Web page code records

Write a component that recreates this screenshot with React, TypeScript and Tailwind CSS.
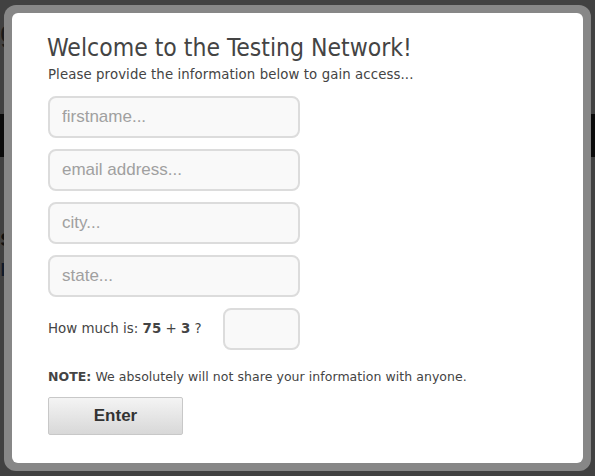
import React from "react";

function Field({ placeholder }: { placeholder: string }) {
  return (
    <input
      placeholder={placeholder}
      className="w-[252px] h-[42px] rounded-[8px] border-2 border-[#dcdcdc] bg-[#f9f9f9] px-[12px] text-[17px] text-[#555] placeholder:text-[#a0a0a0] outline-none font-['Liberation_Sans',Arial,sans-serif]"
    />
  );
}

export default function App() {
  return (
    <div className="relative w-[595px] h-[476px] overflow-hidden bg-[#414141] font-['Liberation_Sans',Arial,sans-serif]">
      {/* dimmed background page */}
      <div className="flex flex-col">
        <div className="h-[114px] pt-[14px] text-[30px] leading-[36px] text-[#1a1a1a]">g</div>
        <div className="h-[43px] bg-[#0b0b0b]" />
        <div className="pt-[66px] text-[24px] font-bold leading-[30px] text-[#111]">s</div>
        <div className="text-[24px] font-bold leading-[30px] text-[#0f1a2a]">n</div>
      </div>

      {/* modal */}
      <div className="absolute inset-0 flex pl-[4px] pt-[5px]">
        <div className="w-[587px] h-[466px] rounded-[12px] bg-[#878787] p-[8px]">
          <div className="w-full h-full rounded-[6px] bg-white pl-[36px] pt-[18px] text-[#444] font-['DejaVu_Sans',sans-serif]">
            <h1 className="text-[24.5px] leading-[34px] -ml-[1px] font-['DejaVu_Sans_Condensed','DejaVu_Sans',sans-serif]">
              Welcome to the Testing Network!
            </h1>
            <p className="text-[13.3px] leading-[18px] mt-[1px] tracking-[0.1px]">
              Please provide the information below to gain access...
            </p>
            <div className="mt-[12px] flex flex-col gap-[11px]">
              <Field placeholder="firstname..." />
              <Field placeholder="email address..." />
              <Field placeholder="city..." />
              <Field placeholder="state..." />
            </div>
            <div className="mt-[11px] flex items-center w-[252px] justify-between">
              <span className="text-[13.4px]">
                How much is: <b>75</b> + <b>3</b> ?
              </span>
              <input className="w-[77px] h-[42px] rounded-[8px] border-2 border-[#dcdcdc] bg-[#f9f9f9] outline-none" />
            </div>
            <p className="mt-[18px] text-[12.5px] tracking-[0.05px]">
              <b>NOTE:</b> We absolutely will not share your information with anyone.
            </p>
            <button className="mt-[10px] w-[135px] h-[38px] rounded-[2px] border border-[#c8c8c8] bg-gradient-to-b from-[#f4f4f4] to-[#d8d8d8] text-[17px] font-bold text-[#333] font-['Liberation_Sans',Arial,sans-serif]">
              Enter
            </button>
          </div>
        </div>
      </div>
    </div>
  );
}
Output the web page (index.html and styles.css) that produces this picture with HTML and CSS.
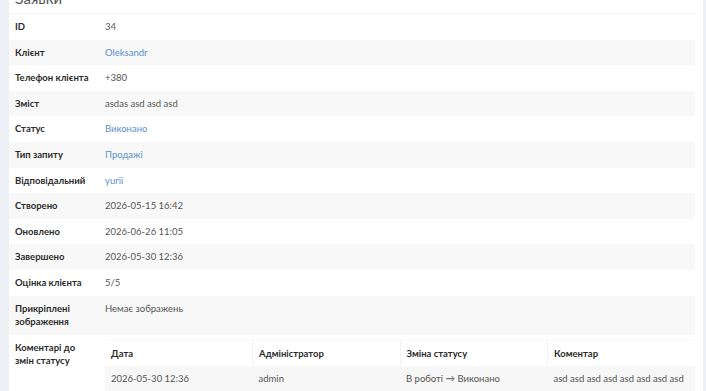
FILE: index.html
```html
<!DOCTYPE html>
<html lang="uk">
<head>
<meta charset="utf-8">
<title>Заявка</title>
<link rel="stylesheet" href="styles.css">
</head>
<body>
<div class="page">
  <div class="card">
    <h2 class="card-title">Заявки</h2>
    <table class="details">
      <tr><th>ID</th><td>34</td></tr>
      <tr><th>Клієнт</th><td><a href="#">Oleksandr</a></td></tr>
      <tr><th>Телефон клієнта</th><td>+380</td></tr>
      <tr><th>Зміст</th><td>asdas asd asd asd</td></tr>
      <tr><th>Статус</th><td><a href="#">Виконано</a></td></tr>
      <tr><th>Тип запиту</th><td><a href="#">Продажі</a></td></tr>
      <tr><th>Відповідальний</th><td><a href="#">yurii</a></td></tr>
      <tr><th>Створено</th><td>2026-05-15 16:42</td></tr>
      <tr><th>Оновлено</th><td>2026-06-26 11:05</td></tr>
      <tr><th>Завершено</th><td>2026-05-30 12:36</td></tr>
      <tr><th>Оцінка клієнта</th><td>5/5</td></tr>
      <tr><th>Прикріплені зображення</th><td>Немає зображень</td></tr>
      <tr>
        <th>Коментарі до змін статусу</th>
        <td class="nested-cell">
          <table class="history">
            <thead>
              <tr><th>Дата</th><th>Адміністратор</th><th>Зміна статусу</th><th>Коментар</th></tr>
            </thead>
            <tbody>
              <tr><td>2026-05-30 12:36</td><td>admin</td><td>В роботі → Виконано</td><td>asd asd asd asd asd asd asd asd</td></tr>
            </tbody>
          </table>
        </td>
      </tr>
    </table>
  </div>
</div>
</body>
</html>
```
FILE: styles.css
```css
html, body {
  margin: 0;
  padding: 0;
  background: #edf0f4;
  font-family: Lato, "Noto Sans", sans-serif;
  font-size: 9.5px;
  color: #555;
}
.page {
  padding: 0 3px 0 9px;
}
.card {
  background: #fff;
  padding: 0 8px 0 0;
  min-height: 391px;
}
.card-title {
  margin: -11px 0 6px 0;
  padding-left: 6px;
  font-size: 15px;
  line-height: 18px;
  font-weight: 400;
  color: #555;
}
.details {
  width: 100%;
  border-collapse: collapse;
  border-top: 1px solid #f4f4f4;
}
.details > tbody > tr > th,
.details > tbody > tr > td {
  padding: 6px;
  line-height: 13.6px;
  text-align: left;
  vertical-align: top;
}
.details > tbody > tr > th {
  width: 78px;
  font-weight: 700;
  color: #2b2b2b;
}
.details > tbody > tr:nth-child(even) {
  background: #f8f8f8;
}
.details a {
  color: #5b90c8;
  text-decoration: none;
}
.details > tbody > tr > td.nested-cell {
  padding-right: 0;
}
.history {
  width: 100%;
  border-collapse: collapse;
  table-layout: fixed;
  box-shadow: 0 -1px 2px rgba(0, 0, 0, 0.03);
}
.history th,
.history td {
  padding: 6px;
  line-height: 13px;
  text-align: left;
  white-space: nowrap;
}
.history thead th {
  background: #fff;
  font-weight: 700;
  color: #2b2b2b;
  border-left: 1px solid #f3f3f3;
}
.history thead th:first-child {
  border-left: none;
}
.history tbody td {
  background: #f7f7f7;
  color: #555;
}
```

> [PROBLEM]
Transcribe every record above exactly, leaving out the pictures.

> [FINISHED TASK]
Write a component that recreates this screenshot with React, TypeScript and Tailwind CSS.
import React from "react";

function Field({ placeholder }: { placeholder: string }) {
  return (
    <input
      placeholder={placeholder}
      className="w-[252px] h-[42px] rounded-[8px] border-2 border-[#dcdcdc] bg-[#f9f9f9] px-[12px] text-[17px] text-[#555] placeholder:text-[#a0a0a0] outline-none font-['Liberation_Sans',Arial,sans-serif]"
    />
  );
}

export default function App() {
  return (
    <div className="relative w-[595px] h-[476px] overflow-hidden bg-[#414141] font-['Liberation_Sans',Arial,sans-serif]">
      {/* dimmed background page */}
      <div className="flex flex-col">
        <div className="h-[114px] pt-[14px] text-[30px] leading-[36px] text-[#1a1a1a]">g</div>
        <div className="h-[43px] bg-[#0b0b0b]" />
        <div className="pt-[66px] text-[24px] font-bold leading-[30px] text-[#111]">s</div>
        <div className="text-[24px] font-bold leading-[30px] text-[#0f1a2a]">n</div>
      </div>

      {/* modal */}
      <div className="absolute inset-0 flex pl-[4px] pt-[5px]">
        <div className="w-[587px] h-[466px] rounded-[12px] bg-[#878787] p-[8px]">
          <div className="w-full h-full rounded-[6px] bg-white pl-[36px] pt-[18px] text-[#444] font-['DejaVu_Sans',sans-serif]">
            <h1 className="text-[24.5px] leading-[34px] -ml-[1px] font-['DejaVu_Sans_Condensed','DejaVu_Sans',sans-serif]">
              Welcome to the Testing Network!
            </h1>
            <p className="text-[13.3px] leading-[18px] mt-[1px] tracking-[0.1px]">
              Please provide the information below to gain access...
            </p>
            <div className="mt-[12px] flex flex-col gap-[11px]">
              <Field placeholder="firstname..." />
              <Field placeholder="email address..." />
              <Field placeholder="city..." />
              <Field placeholder="state..." />
            </div>
            <div className="mt-[11px] flex items-center w-[252px] justify-between">
              <span className="text-[13.4px]">
                How much is: <b>75</b> + <b>3</b> ?
              </span>
              <input className="w-[77px] h-[42px] rounded-[8px] border-2 border-[#dcdcdc] bg-[#f9f9f9] outline-none" />
            </div>
            <p className="mt-[18px] text-[12.5px] tracking-[0.05px]">
              <b>NOTE:</b> We absolutely will not share your information with anyone.
            </p>
            <button className="mt-[10px] w-[135px] h-[38px] rounded-[2px] border border-[#c8c8c8] bg-gradient-to-b from-[#f4f4f4] to-[#d8d8d8] text-[17px] font-bold text-[#333] font-['Liberation_Sans',Arial,sans-serif]">
              Enter
            </button>
          </div>
        </div>
      </div>
    </div>
  );
}
Output the web page (index.html and styles.css) that produces this picture with HTML and CSS.
FILE: index.html
```html
<!DOCTYPE html>
<html lang="uk">
<head>
<meta charset="utf-8">
<title>Заявка</title>
<link rel="stylesheet" href="styles.css">
</head>
<body>
<div class="page">
  <div class="card">
    <h2 class="card-title">Заявки</h2>
    <table class="details">
      <tr><th>ID</th><td>34</td></tr>
      <tr><th>Клієнт</th><td><a href="#">Oleksandr</a></td></tr>
      <tr><th>Телефон клієнта</th><td>+380</td></tr>
      <tr><th>Зміст</th><td>asdas asd asd asd</td></tr>
      <tr><th>Статус</th><td><a href="#">Виконано</a></td></tr>
      <tr><th>Тип запиту</th><td><a href="#">Продажі</a></td></tr>
      <tr><th>Відповідальний</th><td><a href="#">yurii</a></td></tr>
      <tr><th>Створено</th><td>2026-05-15 16:42</td></tr>
      <tr><th>Оновлено</th><td>2026-06-26 11:05</td></tr>
      <tr><th>Завершено</th><td>2026-05-30 12:36</td></tr>
      <tr><th>Оцінка клієнта</th><td>5/5</td></tr>
      <tr><th>Прикріплені зображення</th><td>Немає зображень</td></tr>
      <tr>
        <th>Коментарі до змін статусу</th>
        <td class="nested-cell">
          <table class="history">
            <thead>
              <tr><th>Дата</th><th>Адміністратор</th><th>Зміна статусу</th><th>Коментар</th></tr>
            </thead>
            <tbody>
              <tr><td>2026-05-30 12:36</td><td>admin</td><td>В роботі → Виконано</td><td>asd asd asd asd asd asd asd asd</td></tr>
            </tbody>
          </table>
        </td>
      </tr>
    </table>
  </div>
</div>
</body>
</html>
```
FILE: styles.css
```css
html, body {
  margin: 0;
  padding: 0;
  background: #edf0f4;
  font-family: Lato, "Noto Sans", sans-serif;
  font-size: 9.5px;
  color: #555;
}
.page {
  padding: 0 3px 0 9px;
}
.card {
  background: #fff;
  padding: 0 8px 0 0;
  min-height: 391px;
}
.card-title {
  margin: -11px 0 6px 0;
  padding-left: 6px;
  font-size: 15px;
  line-height: 18px;
  font-weight: 400;
  color: #555;
}
.details {
  width: 100%;
  border-collapse: collapse;
  border-top: 1px solid #f4f4f4;
}
.details > tbody > tr > th,
.details > tbody > tr > td {
  padding: 6px;
  line-height: 13.6px;
  text-align: left;
  vertical-align: top;
}
.details > tbody > tr > th {
  width: 78px;
  font-weight: 700;
  color: #2b2b2b;
}
.details > tbody > tr:nth-child(even) {
  background: #f8f8f8;
}
.details a {
  color: #5b90c8;
  text-decoration: none;
}
.details > tbody > tr > td.nested-cell {
  padding-right: 0;
}
.history {
  width: 100%;
  border-collapse: collapse;
  table-layout: fixed;
  box-shadow: 0 -1px 2px rgba(0, 0, 0, 0.03);
}
.history th,
.history td {
  padding: 6px;
  line-height: 13px;
  text-align: left;
  white-space: nowrap;
}
.history thead th {
  background: #fff;
  font-weight: 700;
  color: #2b2b2b;
  border-left: 1px solid #f3f3f3;
}
.history thead th:first-child {
  border-left: none;
}
.history tbody td {
  background: #f7f7f7;
  color: #555;
}
```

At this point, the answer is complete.